Exercise brief:
What follows is a listing; restate every line of it word for word.

Available data:
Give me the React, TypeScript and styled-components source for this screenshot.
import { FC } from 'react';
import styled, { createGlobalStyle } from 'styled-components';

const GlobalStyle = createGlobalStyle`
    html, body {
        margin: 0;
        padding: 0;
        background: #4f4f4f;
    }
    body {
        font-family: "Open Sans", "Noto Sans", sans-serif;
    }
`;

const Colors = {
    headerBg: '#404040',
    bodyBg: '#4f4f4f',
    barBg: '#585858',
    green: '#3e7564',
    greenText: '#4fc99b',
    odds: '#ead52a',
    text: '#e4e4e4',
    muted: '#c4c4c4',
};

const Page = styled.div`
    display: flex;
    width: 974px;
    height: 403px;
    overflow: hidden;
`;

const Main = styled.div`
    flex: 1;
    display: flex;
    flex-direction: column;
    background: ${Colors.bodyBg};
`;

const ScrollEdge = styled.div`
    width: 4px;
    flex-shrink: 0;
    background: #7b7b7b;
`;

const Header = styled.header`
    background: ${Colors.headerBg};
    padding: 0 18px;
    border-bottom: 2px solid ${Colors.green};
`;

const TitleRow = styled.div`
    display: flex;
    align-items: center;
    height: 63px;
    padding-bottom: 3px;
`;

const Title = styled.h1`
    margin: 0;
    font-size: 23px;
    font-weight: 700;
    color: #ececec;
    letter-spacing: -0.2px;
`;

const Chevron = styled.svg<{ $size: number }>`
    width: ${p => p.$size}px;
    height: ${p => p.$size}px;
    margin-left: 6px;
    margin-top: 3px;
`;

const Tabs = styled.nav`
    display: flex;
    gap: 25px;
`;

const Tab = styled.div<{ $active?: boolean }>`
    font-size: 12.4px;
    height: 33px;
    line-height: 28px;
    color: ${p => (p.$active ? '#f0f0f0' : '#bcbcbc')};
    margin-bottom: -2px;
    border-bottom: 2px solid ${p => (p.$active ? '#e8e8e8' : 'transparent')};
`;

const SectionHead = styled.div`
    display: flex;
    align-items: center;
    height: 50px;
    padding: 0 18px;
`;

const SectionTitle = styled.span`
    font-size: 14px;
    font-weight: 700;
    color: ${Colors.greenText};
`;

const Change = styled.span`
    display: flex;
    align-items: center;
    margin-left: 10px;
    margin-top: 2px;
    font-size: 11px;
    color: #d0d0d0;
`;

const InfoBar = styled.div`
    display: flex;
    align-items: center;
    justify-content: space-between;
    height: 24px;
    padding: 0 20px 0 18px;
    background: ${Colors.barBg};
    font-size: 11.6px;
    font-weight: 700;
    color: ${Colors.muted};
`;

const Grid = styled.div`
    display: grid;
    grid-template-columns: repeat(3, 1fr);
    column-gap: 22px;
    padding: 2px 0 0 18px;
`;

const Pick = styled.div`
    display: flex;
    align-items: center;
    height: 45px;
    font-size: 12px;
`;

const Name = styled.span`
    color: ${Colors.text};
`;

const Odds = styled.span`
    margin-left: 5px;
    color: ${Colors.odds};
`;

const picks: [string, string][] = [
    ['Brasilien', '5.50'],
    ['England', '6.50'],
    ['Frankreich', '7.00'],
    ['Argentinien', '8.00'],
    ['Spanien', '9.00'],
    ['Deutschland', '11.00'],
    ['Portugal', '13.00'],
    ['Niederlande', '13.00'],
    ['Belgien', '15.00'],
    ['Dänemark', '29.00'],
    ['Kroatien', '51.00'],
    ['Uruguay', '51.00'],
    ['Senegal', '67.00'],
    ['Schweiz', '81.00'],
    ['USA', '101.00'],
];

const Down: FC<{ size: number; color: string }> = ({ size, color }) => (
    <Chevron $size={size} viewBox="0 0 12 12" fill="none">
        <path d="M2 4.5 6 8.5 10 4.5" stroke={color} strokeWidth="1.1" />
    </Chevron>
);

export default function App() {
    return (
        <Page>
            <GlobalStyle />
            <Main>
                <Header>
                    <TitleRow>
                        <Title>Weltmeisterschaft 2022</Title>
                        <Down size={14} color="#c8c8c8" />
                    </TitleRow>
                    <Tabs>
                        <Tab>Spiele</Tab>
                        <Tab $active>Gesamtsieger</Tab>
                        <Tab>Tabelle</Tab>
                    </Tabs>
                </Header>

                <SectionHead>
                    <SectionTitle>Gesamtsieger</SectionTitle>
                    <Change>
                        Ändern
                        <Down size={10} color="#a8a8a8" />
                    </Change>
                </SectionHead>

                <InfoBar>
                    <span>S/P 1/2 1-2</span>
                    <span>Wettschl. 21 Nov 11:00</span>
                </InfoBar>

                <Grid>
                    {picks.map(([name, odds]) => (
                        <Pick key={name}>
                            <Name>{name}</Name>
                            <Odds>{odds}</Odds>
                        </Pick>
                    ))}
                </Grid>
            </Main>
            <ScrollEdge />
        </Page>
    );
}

Result of the exercise:
Give me the React, TypeScript and styled-components source for this screenshot.
import { FC } from 'react';
import styled, { createGlobalStyle } from 'styled-components';

const GlobalStyle = createGlobalStyle`
    html, body {
        margin: 0;
        padding: 0;
        background: #4f4f4f;
    }
    body {
        font-family: "Open Sans", "Noto Sans", sans-serif;
    }
`;

const Colors = {
    headerBg: '#404040',
    bodyBg: '#4f4f4f',
    barBg: '#585858',
    green: '#3e7564',
    greenText: '#4fc99b',
    odds: '#ead52a',
    text: '#e4e4e4',
    muted: '#c4c4c4',
};

const Page = styled.div`
    display: flex;
    width: 974px;
    height: 403px;
    overflow: hidden;
`;

const Main = styled.div`
    flex: 1;
    display: flex;
    flex-direction: column;
    background: ${Colors.bodyBg};
`;

const ScrollEdge = styled.div`
    width: 4px;
    flex-shrink: 0;
    background: #7b7b7b;
`;

const Header = styled.header`
    background: ${Colors.headerBg};
    padding: 0 18px;
    border-bottom: 2px solid ${Colors.green};
`;

const TitleRow = styled.div`
    display: flex;
    align-items: center;
    height: 63px;
    padding-bottom: 3px;
`;

const Title = styled.h1`
    margin: 0;
    font-size: 23px;
    font-weight: 700;
    color: #ececec;
    letter-spacing: -0.2px;
`;

const Chevron = styled.svg<{ $size: number }>`
    width: ${p => p.$size}px;
    height: ${p => p.$size}px;
    margin-left: 6px;
    margin-top: 3px;
`;

const Tabs = styled.nav`
    display: flex;
    gap: 25px;
`;

const Tab = styled.div<{ $active?: boolean }>`
    font-size: 12.4px;
    height: 33px;
    line-height: 28px;
    color: ${p => (p.$active ? '#f0f0f0' : '#bcbcbc')};
    margin-bottom: -2px;
    border-bottom: 2px solid ${p => (p.$active ? '#e8e8e8' : 'transparent')};
`;

const SectionHead = styled.div`
    display: flex;
    align-items: center;
    height: 50px;
    padding: 0 18px;
`;

const SectionTitle = styled.span`
    font-size: 14px;
    font-weight: 700;
    color: ${Colors.greenText};
`;

const Change = styled.span`
    display: flex;
    align-items: center;
    margin-left: 10px;
    margin-top: 2px;
    font-size: 11px;
    color: #d0d0d0;
`;

const InfoBar = styled.div`
    display: flex;
    align-items: center;
    justify-content: space-between;
    height: 24px;
    padding: 0 20px 0 18px;
    background: ${Colors.barBg};
    font-size: 11.6px;
    font-weight: 700;
    color: ${Colors.muted};
`;

const Grid = styled.div`
    display: grid;
    grid-template-columns: repeat(3, 1fr);
    column-gap: 22px;
    padding: 2px 0 0 18px;
`;

const Pick = styled.div`
    display: flex;
    align-items: center;
    height: 45px;
    font-size: 12px;
`;

const Name = styled.span`
    color: ${Colors.text};
`;

const Odds = styled.span`
    margin-left: 5px;
    color: ${Colors.odds};
`;

const picks: [string, string][] = [
    ['Brasilien', '5.50'],
    ['England', '6.50'],
    ['Frankreich', '7.00'],
    ['Argentinien', '8.00'],
    ['Spanien', '9.00'],
    ['Deutschland', '11.00'],
    ['Portugal', '13.00'],
    ['Niederlande', '13.00'],
    ['Belgien', '15.00'],
    ['Dänemark', '29.00'],
    ['Kroatien', '51.00'],
    ['Uruguay', '51.00'],
    ['Senegal', '67.00'],
    ['Schweiz', '81.00'],
    ['USA', '101.00'],
];

const Down: FC<{ size: number; color: string }> = ({ size, color }) => (
    <Chevron $size={size} viewBox="0 0 12 12" fill="none">
        <path d="M2 4.5 6 8.5 10 4.5" stroke={color} strokeWidth="1.1" />
    </Chevron>
);

export default function App() {
    return (
        <Page>
            <GlobalStyle />
            <Main>
                <Header>
                    <TitleRow>
                        <Title>Weltmeisterschaft 2022</Title>
                        <Down size={14} color="#c8c8c8" />
                    </TitleRow>
                    <Tabs>
                        <Tab>Spiele</Tab>
                        <Tab $active>Gesamtsieger</Tab>
                        <Tab>Tabelle</Tab>
                    </Tabs>
                </Header>

                <SectionHead>
                    <SectionTitle>Gesamtsieger</SectionTitle>
                    <Change>
                        Ändern
                        <Down size={10} color="#a8a8a8" />
                    </Change>
                </SectionHead>

                <InfoBar>
                    <span>S/P 1/2 1-2</span>
                    <span>Wettschl. 21 Nov 11:00</span>
                </InfoBar>

                <Grid>
                    {picks.map(([name, odds]) => (
                        <Pick key={name}>
                            <Name>{name}</Name>
                            <Odds>{odds}</Odds>
                        </Pick>
                    ))}
                </Grid>
            </Main>
            <ScrollEdge />
        </Page>
    );
}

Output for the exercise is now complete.